◆ **Source excerpt**:
[start]
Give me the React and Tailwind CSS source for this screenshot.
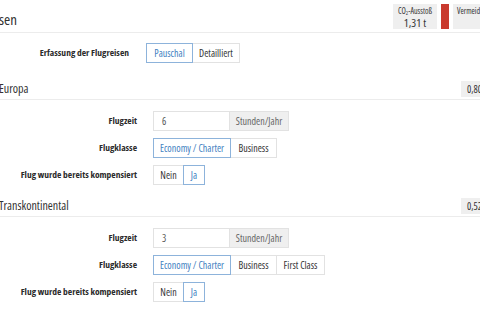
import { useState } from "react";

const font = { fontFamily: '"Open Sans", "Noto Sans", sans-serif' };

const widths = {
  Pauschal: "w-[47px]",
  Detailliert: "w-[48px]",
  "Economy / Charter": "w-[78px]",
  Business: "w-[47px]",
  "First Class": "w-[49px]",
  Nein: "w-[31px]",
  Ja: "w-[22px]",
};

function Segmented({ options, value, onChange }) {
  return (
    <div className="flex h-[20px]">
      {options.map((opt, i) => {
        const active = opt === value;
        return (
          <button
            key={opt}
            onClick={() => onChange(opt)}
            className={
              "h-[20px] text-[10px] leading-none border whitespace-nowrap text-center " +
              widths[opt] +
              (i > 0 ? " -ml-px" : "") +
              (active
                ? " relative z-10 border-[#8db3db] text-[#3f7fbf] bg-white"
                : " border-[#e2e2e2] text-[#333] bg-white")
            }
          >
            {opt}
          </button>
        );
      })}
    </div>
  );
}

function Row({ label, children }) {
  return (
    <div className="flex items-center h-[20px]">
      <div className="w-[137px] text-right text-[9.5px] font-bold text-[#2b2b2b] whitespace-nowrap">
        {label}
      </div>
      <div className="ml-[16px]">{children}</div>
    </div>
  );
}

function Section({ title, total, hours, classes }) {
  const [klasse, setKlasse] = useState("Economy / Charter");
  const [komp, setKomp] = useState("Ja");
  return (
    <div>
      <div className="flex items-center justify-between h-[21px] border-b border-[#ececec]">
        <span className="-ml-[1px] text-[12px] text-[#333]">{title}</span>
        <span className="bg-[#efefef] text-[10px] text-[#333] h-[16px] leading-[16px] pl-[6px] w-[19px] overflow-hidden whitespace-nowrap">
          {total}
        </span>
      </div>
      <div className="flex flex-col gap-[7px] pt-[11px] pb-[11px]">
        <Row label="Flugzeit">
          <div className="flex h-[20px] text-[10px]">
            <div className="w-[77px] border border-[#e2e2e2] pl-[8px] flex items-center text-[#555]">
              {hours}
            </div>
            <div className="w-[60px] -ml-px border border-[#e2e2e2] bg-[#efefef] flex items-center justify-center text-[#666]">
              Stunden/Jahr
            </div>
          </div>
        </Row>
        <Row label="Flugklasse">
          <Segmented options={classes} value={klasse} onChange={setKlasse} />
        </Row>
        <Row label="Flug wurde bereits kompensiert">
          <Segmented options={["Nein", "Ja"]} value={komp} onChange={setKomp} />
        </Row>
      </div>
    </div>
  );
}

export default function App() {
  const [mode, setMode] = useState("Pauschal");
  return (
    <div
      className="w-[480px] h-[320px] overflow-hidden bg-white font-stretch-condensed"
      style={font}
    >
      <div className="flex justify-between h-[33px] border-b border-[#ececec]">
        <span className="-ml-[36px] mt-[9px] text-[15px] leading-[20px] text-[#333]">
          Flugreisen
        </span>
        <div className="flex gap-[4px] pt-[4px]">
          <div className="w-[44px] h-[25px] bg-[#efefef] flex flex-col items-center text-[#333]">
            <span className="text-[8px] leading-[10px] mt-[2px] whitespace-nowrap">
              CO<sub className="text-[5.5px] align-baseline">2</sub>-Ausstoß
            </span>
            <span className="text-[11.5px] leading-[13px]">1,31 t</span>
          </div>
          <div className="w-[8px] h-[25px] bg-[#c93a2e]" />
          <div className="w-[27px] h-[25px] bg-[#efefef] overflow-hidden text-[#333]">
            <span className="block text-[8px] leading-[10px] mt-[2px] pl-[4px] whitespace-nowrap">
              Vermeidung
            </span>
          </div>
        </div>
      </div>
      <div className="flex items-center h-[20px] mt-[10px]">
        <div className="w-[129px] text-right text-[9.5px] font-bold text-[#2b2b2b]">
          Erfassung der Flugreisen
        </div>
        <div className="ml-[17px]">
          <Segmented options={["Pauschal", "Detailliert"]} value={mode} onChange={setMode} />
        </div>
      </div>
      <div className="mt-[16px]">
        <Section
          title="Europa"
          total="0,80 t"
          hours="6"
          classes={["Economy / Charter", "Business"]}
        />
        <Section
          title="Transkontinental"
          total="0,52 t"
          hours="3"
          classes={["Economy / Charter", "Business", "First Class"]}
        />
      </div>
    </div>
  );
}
[end]
◆ **Problem requirements**: Quote the listing above in full, except for the pictures.

◆ **Task result**:
Give me the React and Tailwind CSS source for this screenshot.
import { useState } from "react";

const font = { fontFamily: '"Open Sans", "Noto Sans", sans-serif' };

const widths = {
  Pauschal: "w-[47px]",
  Detailliert: "w-[48px]",
  "Economy / Charter": "w-[78px]",
  Business: "w-[47px]",
  "First Class": "w-[49px]",
  Nein: "w-[31px]",
  Ja: "w-[22px]",
};

function Segmented({ options, value, onChange }) {
  return (
    <div className="flex h-[20px]">
      {options.map((opt, i) => {
        const active = opt === value;
        return (
          <button
            key={opt}
            onClick={() => onChange(opt)}
            className={
              "h-[20px] text-[10px] leading-none border whitespace-nowrap text-center " +
              widths[opt] +
              (i > 0 ? " -ml-px" : "") +
              (active
                ? " relative z-10 border-[#8db3db] text-[#3f7fbf] bg-white"
                : " border-[#e2e2e2] text-[#333] bg-white")
            }
          >
            {opt}
          </button>
        );
      })}
    </div>
  );
}

function Row({ label, children }) {
  return (
    <div className="flex items-center h-[20px]">
      <div className="w-[137px] text-right text-[9.5px] font-bold text-[#2b2b2b] whitespace-nowrap">
        {label}
      </div>
      <div className="ml-[16px]">{children}</div>
    </div>
  );
}

function Section({ title, total, hours, classes }) {
  const [klasse, setKlasse] = useState("Economy / Charter");
  const [komp, setKomp] = useState("Ja");
  return (
    <div>
      <div className="flex items-center justify-between h-[21px] border-b border-[#ececec]">
        <span className="-ml-[1px] text-[12px] text-[#333]">{title}</span>
        <span className="bg-[#efefef] text-[10px] text-[#333] h-[16px] leading-[16px] pl-[6px] w-[19px] overflow-hidden whitespace-nowrap">
          {total}
        </span>
      </div>
      <div className="flex flex-col gap-[7px] pt-[11px] pb-[11px]">
        <Row label="Flugzeit">
          <div className="flex h-[20px] text-[10px]">
            <div className="w-[77px] border border-[#e2e2e2] pl-[8px] flex items-center text-[#555]">
              {hours}
            </div>
            <div className="w-[60px] -ml-px border border-[#e2e2e2] bg-[#efefef] flex items-center justify-center text-[#666]">
              Stunden/Jahr
            </div>
          </div>
        </Row>
        <Row label="Flugklasse">
          <Segmented options={classes} value={klasse} onChange={setKlasse} />
        </Row>
        <Row label="Flug wurde bereits kompensiert">
          <Segmented options={["Nein", "Ja"]} value={komp} onChange={setKomp} />
        </Row>
      </div>
    </div>
  );
}

export default function App() {
  const [mode, setMode] = useState("Pauschal");
  return (
    <div
      className="w-[480px] h-[320px] overflow-hidden bg-white font-stretch-condensed"
      style={font}
    >
      <div className="flex justify-between h-[33px] border-b border-[#ececec]">
        <span className="-ml-[36px] mt-[9px] text-[15px] leading-[20px] text-[#333]">
          Flugreisen
        </span>
        <div className="flex gap-[4px] pt-[4px]">
          <div className="w-[44px] h-[25px] bg-[#efefef] flex flex-col items-center text-[#333]">
            <span className="text-[8px] leading-[10px] mt-[2px] whitespace-nowrap">
              CO<sub className="text-[5.5px] align-baseline">2</sub>-Ausstoß
            </span>
            <span className="text-[11.5px] leading-[13px]">1,31 t</span>
          </div>
          <div className="w-[8px] h-[25px] bg-[#c93a2e]" />
          <div className="w-[27px] h-[25px] bg-[#efefef] overflow-hidden text-[#333]">
            <span className="block text-[8px] leading-[10px] mt-[2px] pl-[4px] whitespace-nowrap">
              Vermeidung
            </span>
          </div>
        </div>
      </div>
      <div className="flex items-center h-[20px] mt-[10px]">
        <div className="w-[129px] text-right text-[9.5px] font-bold text-[#2b2b2b]">
          Erfassung der Flugreisen
        </div>
        <div className="ml-[17px]">
          <Segmented options={["Pauschal", "Detailliert"]} value={mode} onChange={setMode} />
        </div>
      </div>
      <div className="mt-[16px]">
        <Section
          title="Europa"
          total="0,80 t"
          hours="6"
          classes={["Economy / Charter", "Business"]}
        />
        <Section
          title="Transkontinental"
          total="0,52 t"
          hours="3"
          classes={["Economy / Charter", "Business", "First Class"]}
        />
      </div>
    </div>
  );
}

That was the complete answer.